You can no longer run CrateDB as the superuser on Unix-like systems. You should create a new crate user for running the CrateDB daemon.

Logging

The logging.yml has been removed. You must migrate your Logging configuration to the new log4j2.properties file.

System Properties

You can no longer use the JAVA_OPTIONS or CRATE_JAVA_OPTS environment variables to pass configuration to CrateDB itself, for example:

  1. JAVA_OPTIONS=-Dcluster.name=crate

Or:

  1. CRATE_JAVA_OPTS=-Dcluster.name=crate

Instead, you must pass these options in on the CLI tools.

You can continue to use the JAVA_OPTIONS and CRATE_JAVA_OPTS environment variables to set general JVM properties and CrateDB specific JVM properties, respectively.

Configuration Changes

Many configuration settings and files have been renamed or removed. You must review the Breaking Changes section above and update your setup as necessary.

SQL Changes

Several breaking changes were made to CrateDB’s SQL. This includes changes to time parsing, syntax changes, and new reserved keywords. You must review the Breaking Changes section above and update your client code as necessary.

Bind Address

The default bind address has been changed from 0.0.0.0 to the loopback address (meaning it will only be accessible on localhost). See Hosts for more.

If you want to keep the original behaviour (i.e. bind to every available network interface) you must add the following line to your Configuration file:

  1. network.host: 0.0.0.0

Note

If you bind to a network reachable IP address, you must follow the instructions in the new bootstrap checks guide.

Heap Size

If you have previously set or configured CRATE_MIN_MEM or CRATE_MAX_MEM in your startup scripts or environment, you must remove both, and replace them with a single variable CRATE_HEAP_SIZE. The CRATE_HEAP_SIZE variable sets both the minimum and maximum memory to allocate, and should be set to whatever your previous CRATE_MAX_MEM was set to.

Cluster name in path data

The computation of the effective data directory path has changed in a way that the cluster name is not part of the path anymore.

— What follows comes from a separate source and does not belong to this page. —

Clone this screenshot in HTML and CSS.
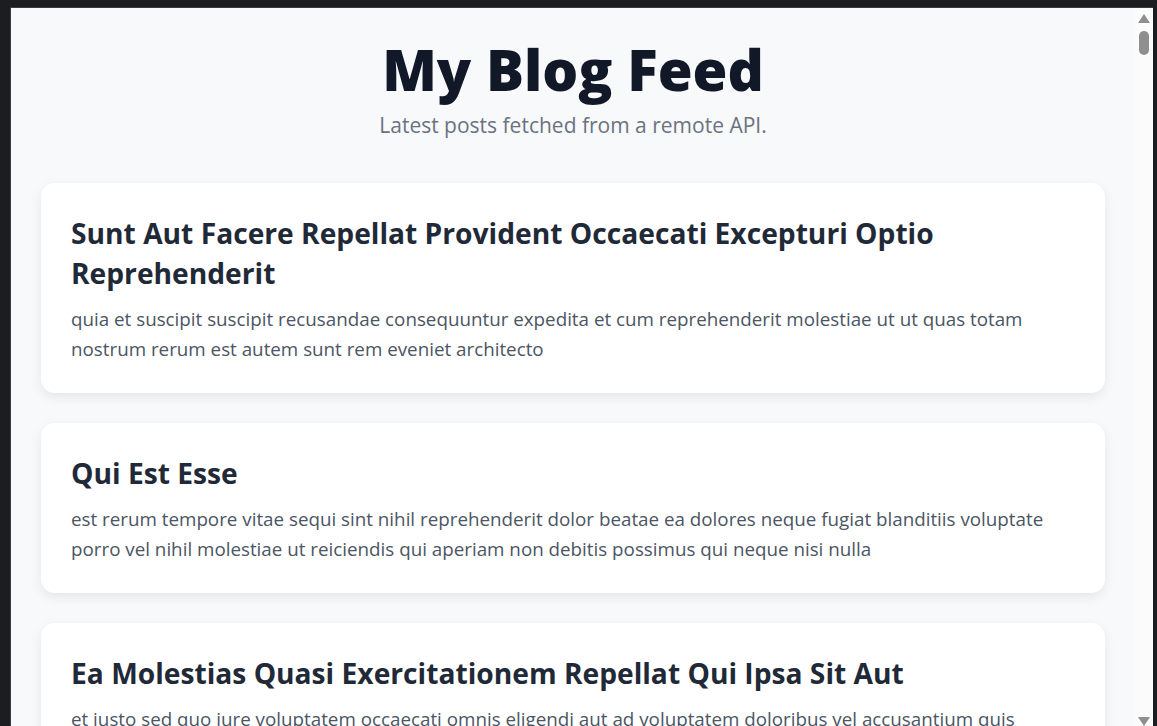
FILE: index.html
```html
<!DOCTYPE html>
<html lang="en">
<head>
<meta charset="utf-8">
<title>My Blog Feed</title>
<link rel="stylesheet" href="styles.css">
</head>
<body>
<div class="window">
  <main class="feed">
    <header class="feed-header">
      <h1 class="feed-title">My Blog Feed</h1>
      <p class="feed-subtitle">Latest posts fetched from a remote API.</p>
    </header>
    <section class="posts">
      <article class="post">
        <h2 class="post-title">Sunt Aut Facere Repellat Provident Occaecati Excepturi Optio Reprehenderit</h2>
        <p class="post-body">quia et suscipit suscipit recusandae consequuntur expedita et cum reprehenderit molestiae ut ut quas totam nostrum rerum est autem sunt rem eveniet architecto</p>
      </article>
      <article class="post">
        <h2 class="post-title">Qui Est Esse</h2>
        <p class="post-body">est rerum tempore vitae sequi sint nihil reprehenderit dolor beatae ea dolores neque fugiat blanditiis voluptate porro vel nihil molestiae ut reiciendis qui aperiam non debitis possimus qui neque nisi nulla</p>
      </article>
      <article class="post">
        <h2 class="post-title">Ea Molestias Quasi Exercitationem Repellat Qui Ipsa Sit Aut</h2>
        <p class="post-body">et iusto sed quo iure voluptatem occaecati omnis eligendi aut ad voluptatem doloribus vel accusantium quis pariatur molestiae porro eius odio et labore et velit aut</p>
      </article>
      <article class="post">
        <h2 class="post-title">Eum Et Est Occaecati</h2>
        <p class="post-body">ullam et saepe reiciendis voluptatem adipisci sit amet autem assumenda provident rerum culpa quis hic commodi nesciunt rem tenetur doloremque ipsam iure quis sunt voluptatem rerum illo velit</p>
      </article>
    </section>
  </main>
  <div class="scrollbar" aria-hidden="true">
    <svg class="scroll-arrow" width="12" height="9" viewBox="0 0 12 9"><path d="M6 0 L12 9 L0 9 Z" fill="#8f8f8f"/></svg>
    <div class="scroll-thumb"></div>
    <div class="scroll-space"></div>
    <svg class="scroll-arrow" width="12" height="9" viewBox="0 0 12 9"><path d="M0 0 L12 0 L6 9 Z" fill="#8f8f8f"/></svg>
  </div>
</div>
</body>
</html>
```
FILE: styles.css
```css
* { box-sizing: border-box; }

html, body {
  height: 100%;
}

body {
  margin: 0;
  background: #1c1d20;
  padding: 7px 4px 0 10px;
  display: flex;
  overflow: hidden;
  font-family: "Open Sans", "Noto Sans", sans-serif;
}

.window {
  flex: 1;
  display: flex;
  min-height: 0;
  background: #f8f9fa;
  border-top: 1px solid #3a3b3f;
  border-left: 1px solid #3a3b3f;
}

.feed {
  flex: 1;
  min-width: 0;
  overflow: hidden;
  padding: 30px 30px 0;
}

.feed-header {
  text-align: center;
  margin-bottom: 44px;
}

.feed-title {
  margin: 0 0 9px;
  font-size: 56.5px;
  line-height: 64px;
  font-weight: 800;
  color: #111827;
  letter-spacing: 0;
}

.feed-subtitle {
  margin: 0;
  font-size: 21px;
  line-height: 28px;
  color: #6b7280;
}

.posts {
  display: flex;
  flex-direction: column;
  gap: 30px;
}

.post {
  background: #ffffff;
  border-radius: 14px;
  padding: 30px 30px 29px;
  box-shadow: 0 4px 12px rgba(0, 0, 0, 0.08);
}

.post-title {
  margin: 0 0 11px;
  font-size: 28.2px;
  line-height: 40px;
  font-weight: 700;
  color: #1f2937;
}

.post-body {
  margin: 0;
  font-size: 18.8px;
  line-height: 30px;
  color: #4b5563;
}

.scrollbar {
  width: 18px;
  flex: none;
  display: flex;
  flex-direction: column;
  align-items: center;
  background: #fbfbfc;
  padding: 6px 0 0;
}

.scroll-arrow {
  display: block;
  flex: none;
}

.scroll-thumb {
  margin-top: 8px;
  width: 10px;
  height: 24px;
  border-radius: 5px;
  background: #8f8f8f;
  flex: none;
}

.scroll-space {
  flex: 1;
}
```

In previous versions it was $PATH_DATA_DIR/$CLUSTER_NAME/nodes/ and now it is $PATH_DATA_DIR/nodes/. There’s a fallback that still accepts the old data structure, which will be removed in future versions of CrateDB. It will be required that the data directory is either moved to the new location or the path.data setting gets changed to point to the old location by appending the clustername to it (e.g /data/ becomes /data/yourclustername). Therefore it’s not possible anymore for multiple clusters to share the exact same path.data directory.

Boolean Data Type

Tables that have been created with CrateDB version 0.54.x or smaller and that contain a column of type BOOLEAN must be re-created to be able to perform all supported operations on that column.